The draw order of elements in the visual tree follows a depth-first search. Child visual elements appear on top of parent elements. Child elements are also drawn in the order of the sibling list. The draw order is the following:

1. The top visual element.
2. The first child element of that visual element.
3. The child elements of the descendant element.

The diagram below shows the draw order of the previous example:

To change the drawing order of visual elements, use the following functions:

• BringToFront()
• SendToBack()

For sibling visual elements, use the following:

• PlaceBehind()
• PlaceInFront()

Coordinate and position systems

UI Toolkit uses a powerful layout system that automatically calculates the position and size of individual elements based on the layout parameters in their style properties. For more information, see the Layout Engine page.

UI Toolkit has two types of coordinates:

• Relative: Coordinates relative to the element’s calculated position. The layout system calculates the position of the element, then adds the coordinates as an offset. Child elements can influence the position of the parent element, since the layout engine takes them into account when calculating element position.
• Absolute: Coordinates relative to the parent element. This circumvents the automatic layout calculation and directly sets the position of the element. Child elements under the same parent have no influence on the element’s position. Similarly, the element doesn’t influence the position and size of other siblings under the same parent.

Each visual element determines the coordinate system used to calculate its position. You can configure which coordinate system to use in the element style sheet.

The following code shows how to set the coordinate space and the position of a visual element through code:

    var newElement = new VisualElement();
    newElement.style.position = Position.Relative;
    newElement.style.left = 15;
    newElement.style.top = 35;

The origin of an element is its top left corner.

The layout system computes the VisualElement.layoutproperty (type Rect) for each element, which includes the final position of the element. This takes the relative or absolute position of the element into account.

The layout.position is expressed in points, relative to the coordinate space of its parent.

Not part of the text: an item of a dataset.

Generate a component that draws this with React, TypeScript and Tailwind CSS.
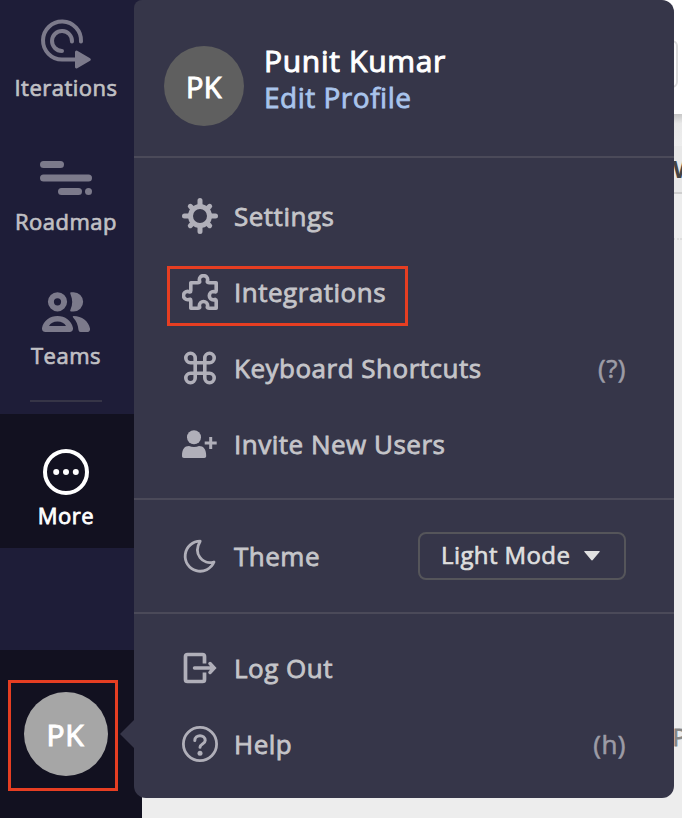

Each VisualElement has a transform property (ITransform) you can use to add an additional local offset to the position and rotation of an element. The offset isn’t represented in the calculated layout property. By default, the transform is the identity.

Use the worldBound property to retrieve the final window space coordinates of the VisualElement, taking into account both the layout position and the transform. This position includes the height of the header of the window.

Example

The following code sample demonstrates the difference between relative and absolute positioning. It uses the automatic layout system to add boxes to a window and calculate their positions. One box demonstrates a relative offset of 25 px, while another box demonstrates the absolute position of 25 px, 25 px.

To see this example in action, do the following:

1. Under Assets > Scripts > Editor, create a C# script called PositioningTestWindow.
2. Copy the code below into the C# script.
3. From the Editor Toolbar, select Window > UI Toolkit > Positioning Test Window

using UnityEditor;
using UnityEngine;
using UnityEngine.UIElements;

public class PositioningTestWindow : EditorWindow
{
    [MenuItem("Window/UI Toolkit/Positioning Test Window")]
    public static void ShowExample()
    {
        var wnd = GetWindow<PositioningTestWindow>();
        wnd.titleContent = new GUIContent("Positioning Test Window");
    }

    public void CreateGUI()
    {
        for (int i = 0; i < 2; i++)
        {
            var temp = new VisualElement();
            temp.style.width = 70;
            temp.style.height = 70;
            temp.style.marginBottom = 2;
            temp.style.backgroundColor = Color.gray;
            rootVisualElement.Add(temp);
        }

        // Relative Positioning
        var relative = new Label("Relative\nPos\n25, 0");
        relative.style.width = 70;
        relative.style.height = 70;
        relative.style.left = 25;
        relative.style.marginBottom = 2;
        relative.style.backgroundColor = new Color(0.2165094f, 0, 0.254717f);
        rootVisualElement.Add(relative);

        for (int i = 0; i < 2; i++)
        {
            var temp = new VisualElement();
            temp.style.width = 70;
            temp.style.height = 70;
            temp.style.marginBottom = 2;
            temp.style.backgroundColor = Color.gray;
            rootVisualElement.Add(temp);
        }

        // Absolute Positioning
        var absolutePositionElement = new Label("Absolute\nPos\n25, 25");
        absolutePositionElement.style.position = Position.Absolute;
        absolutePositionElement.style.top = 25;
        absolutePositionElement.style.left = 25;
        absolutePositionElement.style.width = 70;
        absolutePositionElement.style.height = 70;
        absolutePositionElement.style.backgroundColor = Color.black;
        rootVisualElement.Add(absolutePositionElement);
    }
}

Transformation between coordinate systems

The VisualElement.layout.position and VisualElement.transform properties define how to transform between the local coordinate system and the parent coordinate system.

The VisualElementExtensions static class provides the following extension methods that transform points and rectangles between coordinate systems:

• WorldToLocal transforms a Vector2 or Rect from Panel space to the referential within the element.
• LocalToWorld transforms a Vector2 or Rect to Panel space referential.
• ChangeCoordinatesTo transforms Vector2 or Rect from the local space of one element to the local space of another.